Time for the Final Rose. The only questions remaining were: will Jef get down on one knee, and, if he does, will Emily actually accept? (Those pesky teasers again.)
At the Final Rose, Emily was free for the first time to share her feelings with Jef. She loves him and she thinks he may be her soulmate (A Reality Check word that's dear to my heart). And yes, he got down on one knee and yes, Emily accepted the proposal—and asked him, in turn, if he would accept that Final Rose.
My Should Have Been on a Post-It Note Observations:
Should Arie have realized something was amiss when Dinah the Potion Lady had him mixing his flowers and oils alone?
Did anyone else notice that Emily's dress totally matched the terra cotta pots on the Final Rose platform?
Total number of guys I managed to count in the live studio audience: five. Not counting Chris Harrison, Arie or Jef. Oh, I also didn't count JP or Stagliano. I made hash marks in the margin of my "page" of notes when I wasn't drawing an earthworm on my kid's thigh.
For those of you wondering, "Glory of Love" by Peter Cetera was a Billboard #1 in 1986. And has been stuck in my head every since the finale began. "I am a man who will fight for your honor . . ."
The "shocking news" we were teased with was that Arie flew to Charlotte without telling anyone so he could talk things out with Emily, but after arriving there decided not to confront her in person.
Jef and Arie are friends and Jef helped Arie deal after he went home. That's cool. And Arie was, once again, a gentleman who handled his disappointment and heartache with grace.
To wrap things up: Jef is moving to Charlotte, they will live separately, and Emily likes the idea of a spring wedding. Everyone else is placing bets on how long the couple will last. Considering the franchise track record, that's not a surprise.
I would like to offer my own two cents. As part of my research for Reality Check, I spent a lot of time analyzing these shows, thinking through the process and the motives of those who produce the show, as well as those who sign up to be part of it. Here's my bottom line, for what it's worth:
The show isn't real but the people are.
I know. Duh, right? But that's pretty much it.
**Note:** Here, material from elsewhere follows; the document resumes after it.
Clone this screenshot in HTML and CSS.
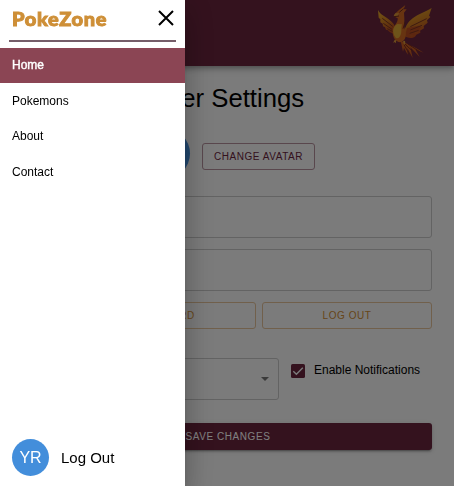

The taping of the show and the experiences the participants have are their reality while they're going through it. I think sometimes we forget that as viewers. I hear comments that the show isn't what real life is like and that, under those intense situations, it's easy to think you're in love when you're not. That it's different when you're back in the real world.
That is all true.
But it is also true that people who go through intense experiences together bond over that experience. They shared something unique together that only they understand. Sometimes those bonds last. Sometimes they don't. But those experiences are still real to the people who went through them. Whether those people served overseas in the military together, or helped each other survive the Twin Towers, or simply spent long hours together on a huge work deadline, a bond forms that's real. So, too, is living in a jungle for a month hoping to win Survivor, or joining twenty-five other men or women on The Bachelor/ette.
For that reason, I will allow myself to cheer Emily and Jef on as they explore their real emotions in their real world. I will get out of their way and wish them the best. They seem like wonderful people. And I hope for them this is more than a happy ending. I hope it's a great beginning.